The Pharisees’ soil is so hard packed, rocks choke out the Spirit, Jesus’ family is faced with thorny questions about that boy of theirs…

 

          Jesus tells us about the soil problem:

          The Sower was casting seed everywhere, leaving no soil untouched.

          Some seed fell upon paths packed tight from the footfalls of generations,
soil so compact the seed could not enter
—and it became easy eats for the hungry flocks who regularly pecked that path clean.

          Some seeds were embedded in rocky soil,
stone shared their birthing bed,
and so they sprang,
but were scorched and stilted by the sun,
they were rootless.

          Some seed landed and laid with thorns,
and there they grew together,
and were chocked off
and died.

          Still other seeds fell in good soil,
and grew sturdy and strong
—an abundant harvest!
A thirtyfold yield and sixty,
one hundred times over the growth!

 

          Isn’t the Kingdom of God mysterious—that in our lives we have those moments:
-Scripture or Holy Conversation land just so, and open up before us.

-A sacramental moment, bread and wine, the water of new birth, transforms us.

-An encounter, a neighbor or family member or even an enemy,
who flips everything on its head and it all finally makes sense.

-A close call, calls you to your best self,
a relationship healed and you are compelled to go and do likewise.

          The Kingdom of God, which we ask to come into the world every time we pray the Lord’s Prayer… it is mysterious, and all too often lasts but a moment.

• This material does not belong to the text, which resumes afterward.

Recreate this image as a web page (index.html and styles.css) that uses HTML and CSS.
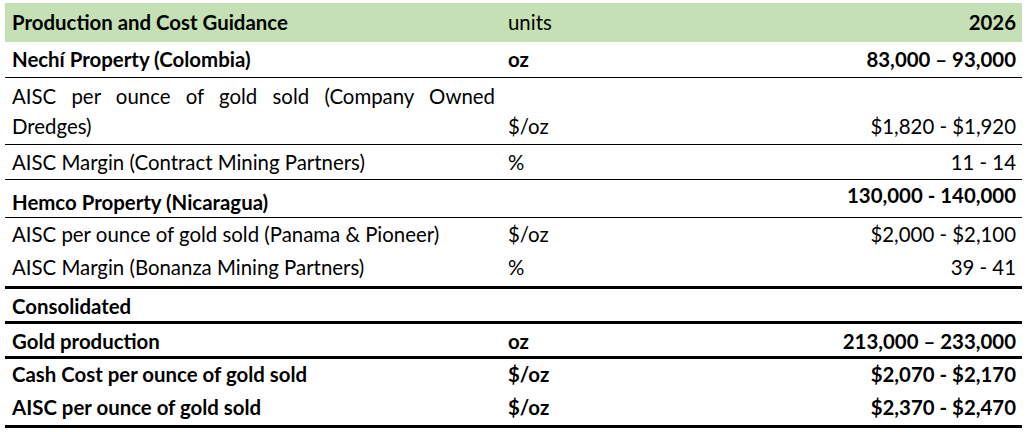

          You walk into the living room…
and then don’t remember why…
so too when the Kingdom comes, “oh wow” epiphany,
followed closely by… “wait, what?”
The seed lands, but does it find good soil?

 

          Does it land, and we don’t understand?
And then, those who ought to help us do so, fail,
or even eat up, peck away at, the promise?

          Has misunderstanding packed down the power of those God moments of ours, until our hearts are too hard to hear the magnificent harmony of heaven?
          Has it been taken from us,
explained away, commodified, monetized
or made into an ornament instead of allowed to grow?

 

          Does it land, in a heap of hardship,
does it’s tendrils get knocked over by awful actions,
the joy of the Kingdom rocked by times of trouble?

          There is nothing better than those God-moments, ask any convert, in their zeal…
but does it hold up?
Has the good news taken root, or will it simply wither when hardship hits, or at the first disappointment, or even the fifteenth disappointment,
Does it tumble when the faith is challenged or challenging.

         

          Does it land, in a field of cares,
a field so overcrowded, that it gets crowded out,
the Kingdom cut off by the thorns of other obligations
and choked by the vines of vanity and distraction?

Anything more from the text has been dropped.